United Kingdom’s largest workplace pension scheme has announced a $1.95 billion green energy push after agreeing to an infrastructure partnership worth an initial $347 with Octopus Renewables, a specialist clean energy provider. The investment by Nest in green energy could reach $2.79 billion by the end of the decade, subject to new inflows from the scheme’s members and growth in demand for renewables.

Pension funds worldwide are facing growing demands from younger environmentally conscious savers to accelerate the transition to a low carbon future. The move by Nest comes ahead of the UN COP26 climate summit in Glasgow this year where fresh proposals to curtail catastrophic global warming will be debated. The company manages $22.7 billion of UK pension savings, will invest directly into the onshore wind and solar energy projects in various parts of Europe with its aim to become a net-zero carbon scheme by 2050. A survey of 1,183 pension savers in July found that almost two-thirds of respondents thought their retirement scheme should invest in a way that reduces the impacts of climate change Octopus is one of the largest developers of renewable energy infrastructure in Europe with a $4.17 billion portfolio of solar, wind, and biomass projects.

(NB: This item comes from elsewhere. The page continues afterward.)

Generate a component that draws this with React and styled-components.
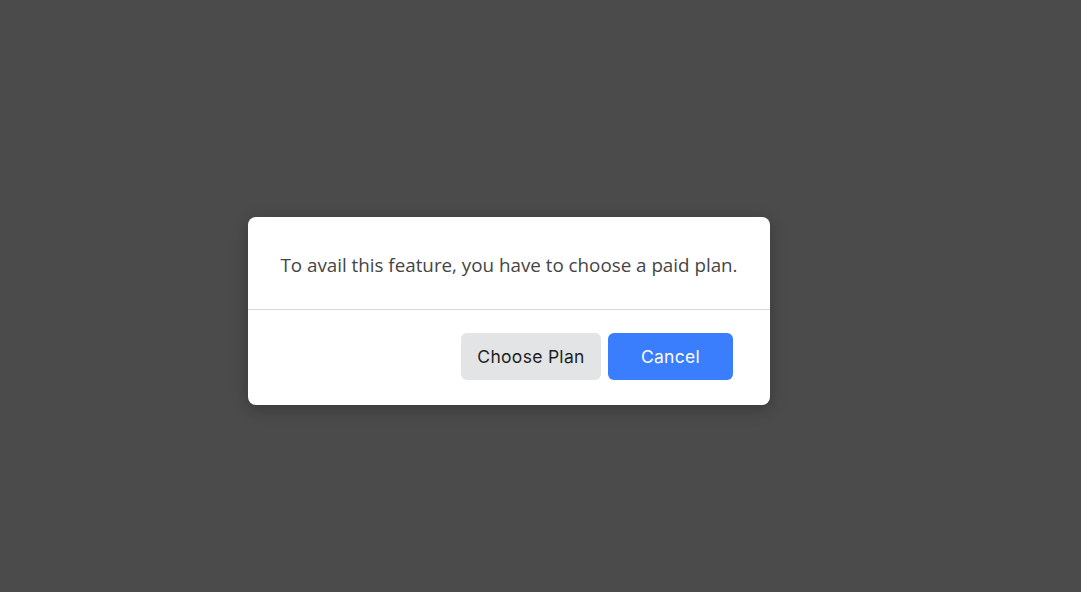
import React from "react";
import styled, { createGlobalStyle } from "styled-components";

const GlobalStyle = createGlobalStyle`
  html, body {
    margin: 0;
    padding: 0;
    height: 100%;
    background: #4b4b4b;
  }
  #root {
    height: 100%;
  }
`;

const Backdrop = styled.div`
  box-sizing: border-box;
  width: 100%;
  height: 100%;
  background: #4b4b4b;
  padding: 217px 0 0 248px;
`;

const Modal = styled.div`
  width: 522px;
  background: #fff;
  border-radius: 8px;
  box-shadow: 0 4px 16px rgba(0, 0, 0, 0.25);
  overflow: hidden;
`;

const Body = styled.div`
  height: 93px;
  display: flex;
  align-items: center;
  justify-content: center;
  border-bottom: 1px solid #d9d9d9;
  box-sizing: border-box;
`;

const Message = styled.p`
  margin: 4px 0 0;
  font-family: "Open Sans", "Noto Sans", sans-serif;
  font-size: 18.8px;
  color: #454545;
`;

const Footer = styled.div`
  display: flex;
  justify-content: flex-end;
  gap: 7px;
  padding: 23px 37px 25px 0;
`;

const Button = styled.button`
  height: 47px;
  width: ${(p) => p.$width}px;
  border: none;
  border-radius: 6px;
  font-family: "Inter", "Noto Sans", sans-serif;
  font-size: 17.5px;
  letter-spacing: 0.3px;
  background: ${(p) => (p.$primary ? "#3a7dfd" : "#e3e4e6")};
  color: ${(p) => (p.$primary ? "#ffffff" : "#1f1f1f")};
  cursor: pointer;
`;

export default function App() {
  return (
    <>
      <GlobalStyle />
      <Backdrop>
        <Modal>
          <Body>
            <Message>To avail this feature, you have to choose a paid plan.</Message>
          </Body>
          <Footer>
            <Button $width={140}>Choose Plan</Button>
            <Button $width={125} $primary>
              Cancel
            </Button>
          </Footer>
        </Modal>
      </Backdrop>
    </>
  );
}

Renewable energy contributed 40.2 per cent of the UK’s total electricity generation in the third quarter of 2020, compared with the 42.5 per cent share provided by fossil fuels, almost all of which came from gas. In November 2020, the United Kingdom announced a 10 point green industrial revolution plan which will mobilise $16.17 billion of public investment to attract three times as much capital from private sector sources.